╔══
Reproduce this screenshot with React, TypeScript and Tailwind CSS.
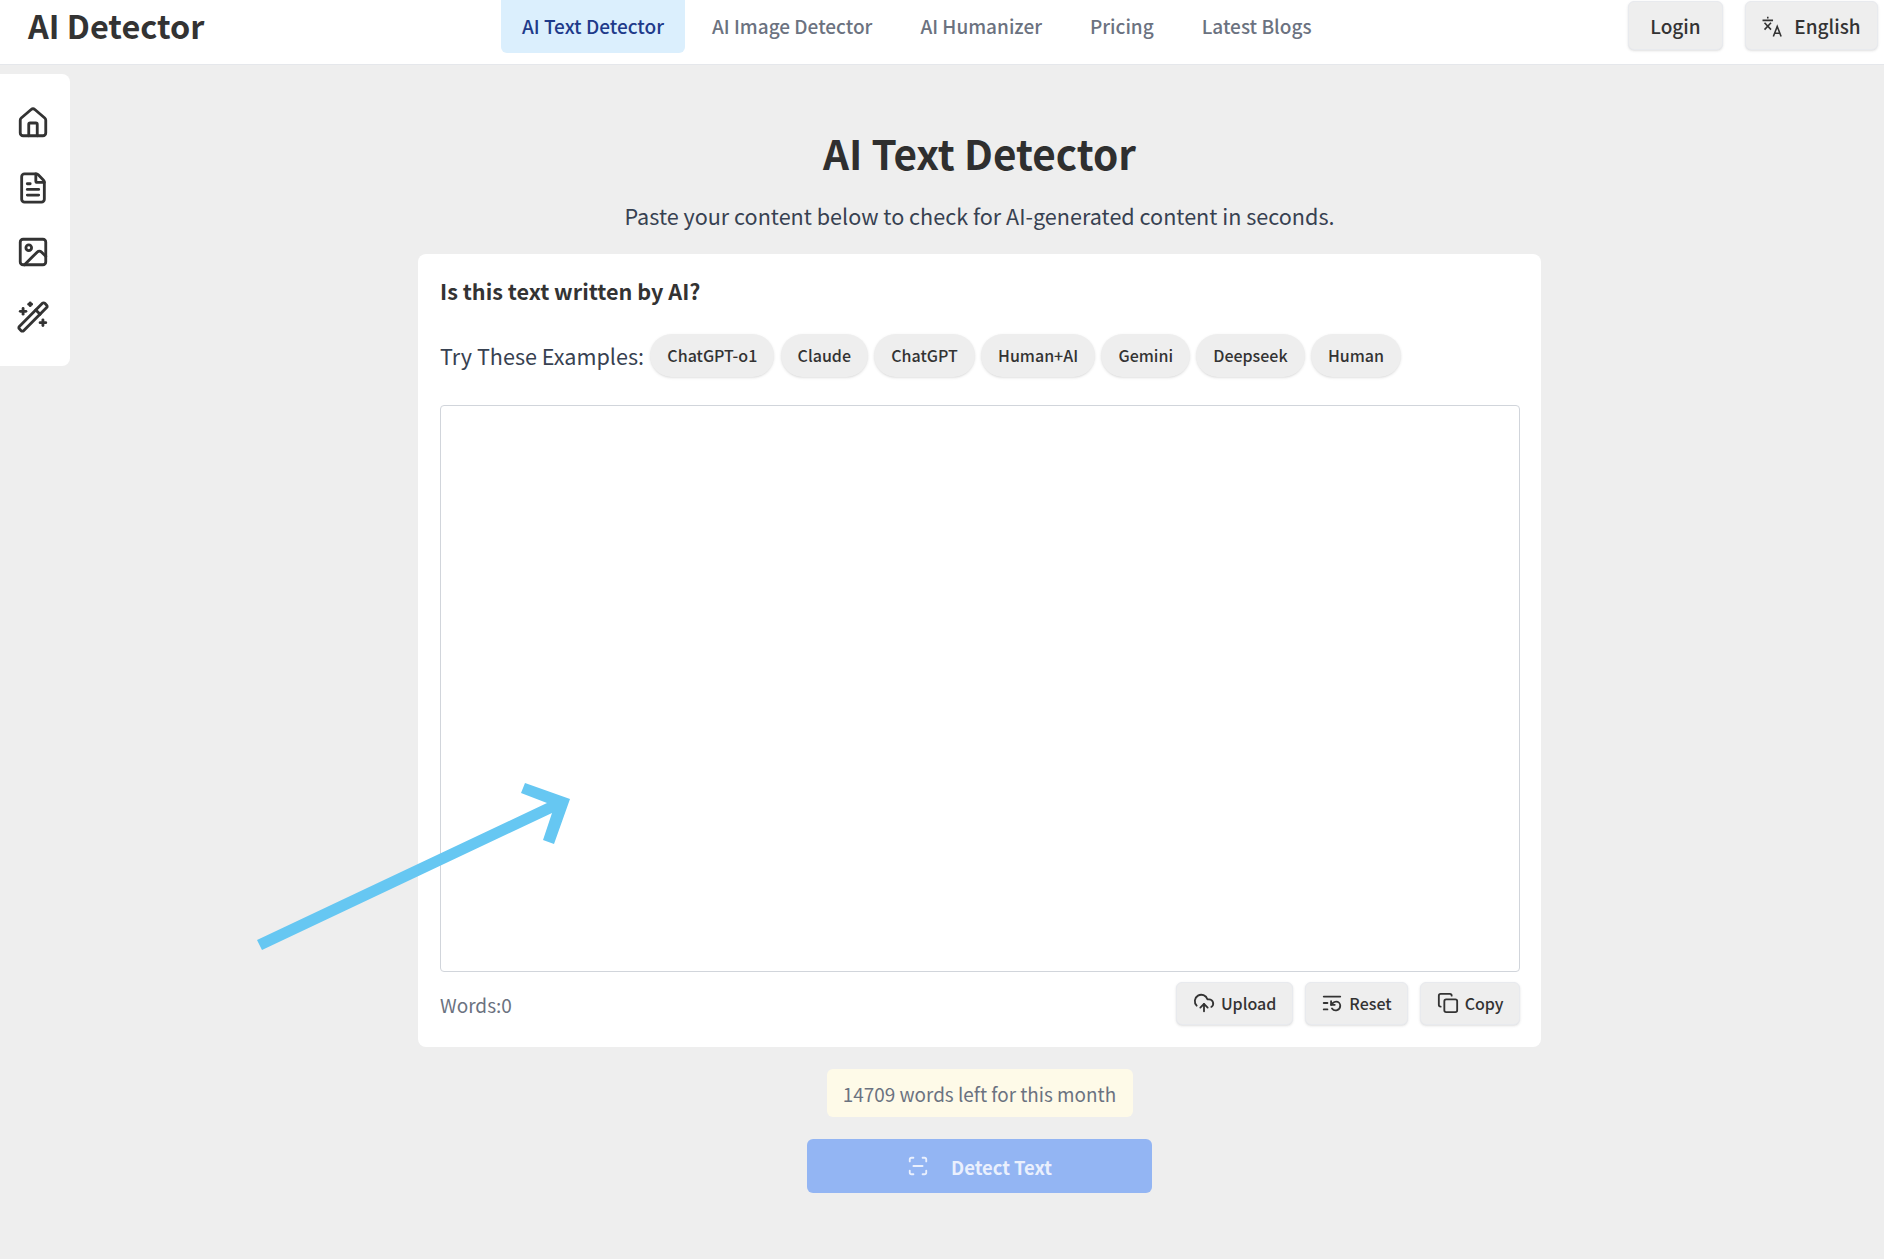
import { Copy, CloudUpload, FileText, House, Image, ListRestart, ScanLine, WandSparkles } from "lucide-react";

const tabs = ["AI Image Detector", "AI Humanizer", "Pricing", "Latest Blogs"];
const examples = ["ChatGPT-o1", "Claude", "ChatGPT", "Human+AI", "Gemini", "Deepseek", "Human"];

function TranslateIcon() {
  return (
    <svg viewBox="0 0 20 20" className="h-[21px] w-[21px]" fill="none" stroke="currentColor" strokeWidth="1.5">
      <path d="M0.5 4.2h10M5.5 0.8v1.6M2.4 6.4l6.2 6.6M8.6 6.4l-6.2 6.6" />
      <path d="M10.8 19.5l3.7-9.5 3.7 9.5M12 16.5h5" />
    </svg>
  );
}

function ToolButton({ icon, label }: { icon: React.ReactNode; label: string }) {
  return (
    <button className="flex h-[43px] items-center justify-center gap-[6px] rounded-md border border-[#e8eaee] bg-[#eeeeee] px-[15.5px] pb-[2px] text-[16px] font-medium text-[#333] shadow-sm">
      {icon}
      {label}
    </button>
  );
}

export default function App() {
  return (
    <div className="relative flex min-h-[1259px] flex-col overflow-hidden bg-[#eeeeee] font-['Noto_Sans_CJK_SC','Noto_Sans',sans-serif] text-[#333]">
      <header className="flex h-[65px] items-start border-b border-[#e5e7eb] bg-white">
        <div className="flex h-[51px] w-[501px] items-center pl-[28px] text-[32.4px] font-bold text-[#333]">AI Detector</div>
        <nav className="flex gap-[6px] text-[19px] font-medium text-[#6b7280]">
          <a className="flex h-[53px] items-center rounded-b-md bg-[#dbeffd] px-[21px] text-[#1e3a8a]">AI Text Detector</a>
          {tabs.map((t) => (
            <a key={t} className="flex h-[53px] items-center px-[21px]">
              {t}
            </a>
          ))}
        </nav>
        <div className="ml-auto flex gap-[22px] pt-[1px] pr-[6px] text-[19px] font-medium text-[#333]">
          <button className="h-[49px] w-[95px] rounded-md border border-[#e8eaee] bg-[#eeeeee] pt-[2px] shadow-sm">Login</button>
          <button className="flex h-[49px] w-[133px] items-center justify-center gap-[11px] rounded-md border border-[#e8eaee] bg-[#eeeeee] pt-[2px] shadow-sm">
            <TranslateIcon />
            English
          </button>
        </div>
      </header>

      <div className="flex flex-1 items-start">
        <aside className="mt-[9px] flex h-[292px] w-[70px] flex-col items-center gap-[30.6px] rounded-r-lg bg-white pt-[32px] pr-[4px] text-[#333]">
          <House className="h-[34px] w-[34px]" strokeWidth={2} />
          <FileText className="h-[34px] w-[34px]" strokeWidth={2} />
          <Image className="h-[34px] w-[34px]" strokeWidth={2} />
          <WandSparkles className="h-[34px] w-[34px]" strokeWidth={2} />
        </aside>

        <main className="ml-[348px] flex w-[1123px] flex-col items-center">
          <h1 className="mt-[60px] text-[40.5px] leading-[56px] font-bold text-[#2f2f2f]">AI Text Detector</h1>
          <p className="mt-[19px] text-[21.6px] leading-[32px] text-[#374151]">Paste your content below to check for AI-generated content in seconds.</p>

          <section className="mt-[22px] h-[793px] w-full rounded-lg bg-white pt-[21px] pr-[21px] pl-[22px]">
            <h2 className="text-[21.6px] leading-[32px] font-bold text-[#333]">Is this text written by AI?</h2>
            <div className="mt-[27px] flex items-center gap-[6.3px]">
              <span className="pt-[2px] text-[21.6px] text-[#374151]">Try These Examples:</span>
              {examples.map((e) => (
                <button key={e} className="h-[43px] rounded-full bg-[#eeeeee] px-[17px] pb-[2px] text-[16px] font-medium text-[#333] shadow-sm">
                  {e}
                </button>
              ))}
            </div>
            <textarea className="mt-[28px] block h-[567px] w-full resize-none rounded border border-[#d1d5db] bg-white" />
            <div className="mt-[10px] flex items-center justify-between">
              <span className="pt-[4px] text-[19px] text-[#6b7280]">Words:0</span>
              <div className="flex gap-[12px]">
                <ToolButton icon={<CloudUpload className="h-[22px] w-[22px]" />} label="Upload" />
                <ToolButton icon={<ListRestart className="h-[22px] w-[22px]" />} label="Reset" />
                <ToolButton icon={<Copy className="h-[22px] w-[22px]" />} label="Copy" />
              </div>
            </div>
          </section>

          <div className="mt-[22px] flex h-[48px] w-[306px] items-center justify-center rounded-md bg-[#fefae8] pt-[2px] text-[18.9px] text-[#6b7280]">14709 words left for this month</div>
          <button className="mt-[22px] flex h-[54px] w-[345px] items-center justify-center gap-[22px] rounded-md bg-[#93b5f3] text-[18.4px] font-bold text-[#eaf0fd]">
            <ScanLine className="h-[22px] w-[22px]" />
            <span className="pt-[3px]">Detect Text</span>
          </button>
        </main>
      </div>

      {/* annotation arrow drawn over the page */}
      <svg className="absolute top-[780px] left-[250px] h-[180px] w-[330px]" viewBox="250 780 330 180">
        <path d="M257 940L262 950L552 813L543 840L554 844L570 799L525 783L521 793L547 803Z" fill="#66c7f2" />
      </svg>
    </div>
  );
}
╚══
What you should do: Give back exactly the lines from the first line of the data through the line with "ListRestart, ScanLine, WandSparkles", pictures excluded.

Answer to this task:
Reproduce this screenshot with React, TypeScript and Tailwind CSS.
import { Copy, CloudUpload, FileText, House, Image, ListRestart, ScanLine, WandSparkles } from "lucide-react";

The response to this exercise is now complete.